The United States is still the greatest purveyor of violence on the planet. Just ask John Bolton.
John Bolton was interviewed by Jack Tapper of CNN on Tuesday concerning the ongoing hearings and investigation into the January 6, 2021 attacks on the U.S. Capitol. The exchange, as summarized by the Washington Post: John Bolton, [said the] attack on the Capitol was not a “carefully planned coup d'etat” — and that he would know. “As somebody who has helped plan coups d'etat — not here but, you know, other places — it takes a lot of work, and that's not what [President Donald Trump] did.”
Predictably there is much discussion about which coups Bolton may have been involved in; he only admitted to trying to oust Nicolas Maduro in Venezuela in 2019 when he was Trump's National Security Advisor. Jacob Rosenberg of Mother Jones put an ironic spin on the story while curating a tour of US sponsored regime changes since 1953. Most coverage, however, has simply restated the obvious, e.g., no one is surprised by any of this, except, maybe, the casual tone with which Bolton made the claim.
The Washington Post did give space to people concerned that Bolton's admission gives fuel to our “opponents” overseas: “It's damaging to our efforts to advance and support democracy,” Stanford University-Hoover Institution scholar Larry Diamond said. “We have enough trouble already countering Russian and Chinese propaganda.”
On the other hand, one former CIA analyst quipped on Twitter that Bolton “never touched a coup.”
Bolton has always been a bit played in a larger ensemble of neo-conservative foreign policy hawks. Debating Bolton's role in any of the regime changes the US helped orchestrate seems of marginal importance viewed against the full weight of what the United States government has wrought around the world with its casual disrespect for sovereignty and democratic practice.
In response to Larry Diamond, I'd say the damage to the United States' reputation is self-inflicted by the actual practice of serial interventions our government has engaged in. The United States is not wounded by “propaganda.” We are, however, deeply wounded by the blowback from the many regime changes our government has supported.
In 2016 Lindsay O'Rourke summarized a study he had conducted into US involvement in coups d'etat around the world during the cold war. His topline: “Between 1947 and 1989, the United States tried to change other nations' governments 72 times.” Many regime changes and attempted regime changes have ensued in the years since.

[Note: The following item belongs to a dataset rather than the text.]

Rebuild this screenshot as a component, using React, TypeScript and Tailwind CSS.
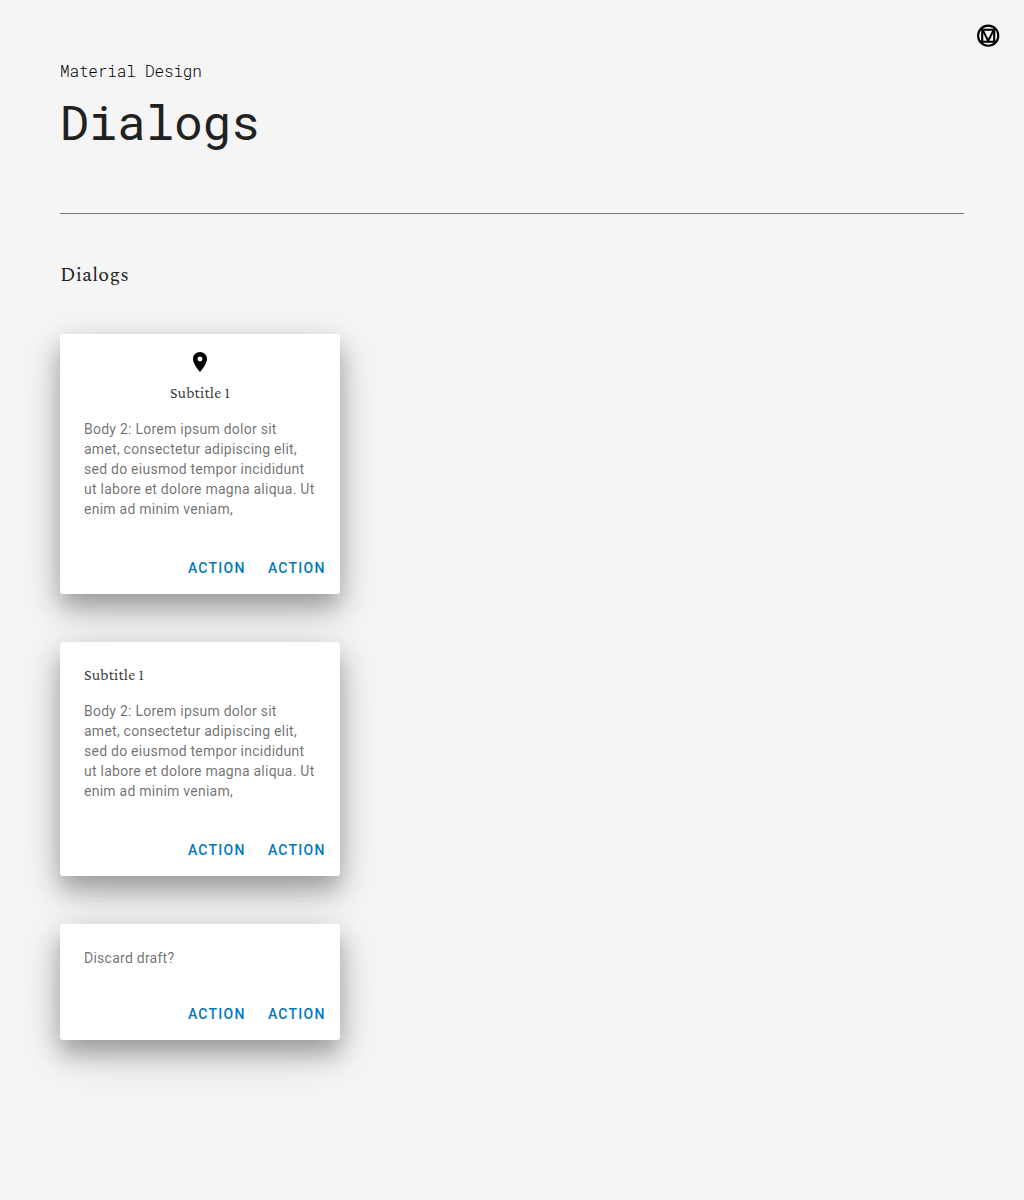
import React from "react";

function MaterialLogo() {
  return (
    <svg className="size-6" viewBox="0 0 24 24" fill="none" stroke="#000" strokeWidth="2.1">
      <circle cx="12.2" cy="11.7" r="10.1" />
      <path d="M6.2 5.7h12v12h-12z" />
      <path d="M6.7 5.9l5.5 11L17.7 5.9" />
    </svg>
  );
}

function Pin() {
  return (
    <svg className="mx-auto block size-6" viewBox="0 0 24 24" fill="#000">
      <path d="M12 2C8.13 2 5 5.13 5 9c0 5.25 7 13 7 13s7-7.75 7-13c0-3.87-3.13-7-7-7zm0 9.5a2.5 2.5 0 0 1 0-5 2.5 2.5 0 0 1 0 5z" />
    </svg>
  );
}

function Actions() {
  return (
    <div className="flex h-[52px] justify-end gap-2 p-2 text-sm font-medium tracking-[1.25px] text-[#0077bd]">
      <button className="h-9 w-[72px] pl-[1.5px] leading-9">ACTION</button>
      <button className="h-9 w-[72px] pl-[1.5px] leading-9">ACTION</button>
    </div>
  );
}

function Dialog({ className, children }: { className: string; children: React.ReactNode }) {
  return (
    <section
      className={
        "flex w-[280px] flex-col justify-between rounded-[3px] bg-white shadow-[0_13px_22px_rgba(0,0,0,0.25),0_14px_46px_rgba(0,0,0,0.19)] " +
        className
      }
    >
      {children}
      <Actions />
    </section>
  );
}

function Body() {
  return (
    <p className="w-[240px] text-sm leading-5 tracking-[0.25px] text-black/58">
      Body 2: Lorem ipsum dolor sit
      <br />
      amet, consectetur adipiscing elit,
      <br />
      sed do eiusmod tempor incididunt
      <br />
      ut labore et dolore magna aliqua. Ut
      <br />
      enim ad minim veniam,
    </p>
  );
}

function Subtitle({ className }: { className: string }) {
  return (
    <h3 className={`font-['Crimson_Pro','Liberation_Serif',serif] text-base leading-6 tracking-[0.15px] whitespace-nowrap text-black/80 ${className}`}>
      Subtitle 1
    </h3>
  );
}

export default function App() {
  return (
    <main className="relative min-h-[1200px] bg-[#f5f5f5] px-[60px] pt-[59px] font-['Roboto',sans-serif] text-[#212121]">
      <div className="absolute top-6 right-6">
        <MaterialLogo />
      </div>
      <header className="h-[155px] border-b border-[#757575] font-['Roboto_Mono','Liberation_Mono',monospace]">
        <p className="text-base leading-6 font-light tracking-[-0.15px] text-black">Material Design</p>
        <h1 className="mt-[7px] text-5xl leading-[64px] tracking-[-0.3px]">Dialogs</h1>
      </header>
      <h2 className="mt-[49px] font-['Spectral','Liberation_Serif',serif] text-xl leading-6 tracking-[0.25px]">Dialogs</h2>
      <div className="mt-[47px] flex flex-col gap-12">
        <Dialog className="h-[260px]">
          <div className="px-6 pt-4">
            <Pin />
            <Subtitle className="mt-[7px] mb-[14px] text-center" />
            <Body />
          </div>
        </Dialog>
        <Dialog className="h-[234px]">
          <div className="px-6 pt-[21px]">
            <Subtitle className="mb-[14px]" />
            <Body />
          </div>
        </Dialog>
        <Dialog className="h-[116px]">
          <p className="px-6 pt-6 text-sm leading-5 tracking-[0.25px] text-black/58">Discard draft?</p>
        </Dialog>
      </div>
    </main>
  );
}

Fifty-five years ago Dr. King called the United States the greatest purveyor of violence on the planet. In what is probably the most prophetic speech anyone has ever made about US foreign policy, Dr. King said,
The war in Vietnam is but a symptom of a far deeper malady within the American spirit, and if we ignore this sobering reality, we will find ourselves organizing "clergy and laymen concerned" committees for the next generation. They will be concerned about Guatemala and Peru. They will be concerned about Thailand and Cambodia. They will be concerned about Mozambique and South Africa. We will be marching for these and a dozen other names and attending rallies without end, unless there is a significant and profound change in American life and policy.
Dr. King argued that there must be a “radical revolution of values,” if we are to avoid this fate of never-ending crises.
we must rapidly begin the shift from a thing-oriented society to a person-oriented society. When machines and computers, profit motives and property rights, are considered more important than people, the giant triplets of racism, extreme materialism, and militarism are incapable of being conquered. .
We should have listened.
The United States remains the greatest purveyor of violence on the planet. Our government shows no regard for human rights in discerning where to engage. The US does not support democracy, unless one assumes a “market economy” is a reasonable stand in. Certainly the “market” is what the coups, interventions, and saccharine appeals to “US standing” in the world seem to ultimately be about. Racism, materialism and militarism indeed!
The latest Pentagon budget proposed by the Biden administration for FY 2023 was the largest Pentagon budget ever at $813 billion; Congress promptly bumped it to $839 billion. In reality total national security spending actually tops $1.4 trillion. The United States currently has forces deployed in 85 countries around the globe for the purpose of buttressing counter insurgency operations. Biden has just greenlighted US re-engagement with forces in Somalia, while in Europe, we remain on the brink of war with Russia; Ukraine being the site of one of the many US supported coups in the post-cold war era, though Bolton was not around for this one (2014). Blowback has most certainly followed.
One day, maybe, the John Boltons of this world will face justice. Today is not that day. In the meantime, we can only hope he packs up the Yosemite Sam mustache and returns to a closet at the American Enterprise Institute.
The rest of us must continue to work for peace. Which means cleaning up the messes that Bolton and so many others like him have created.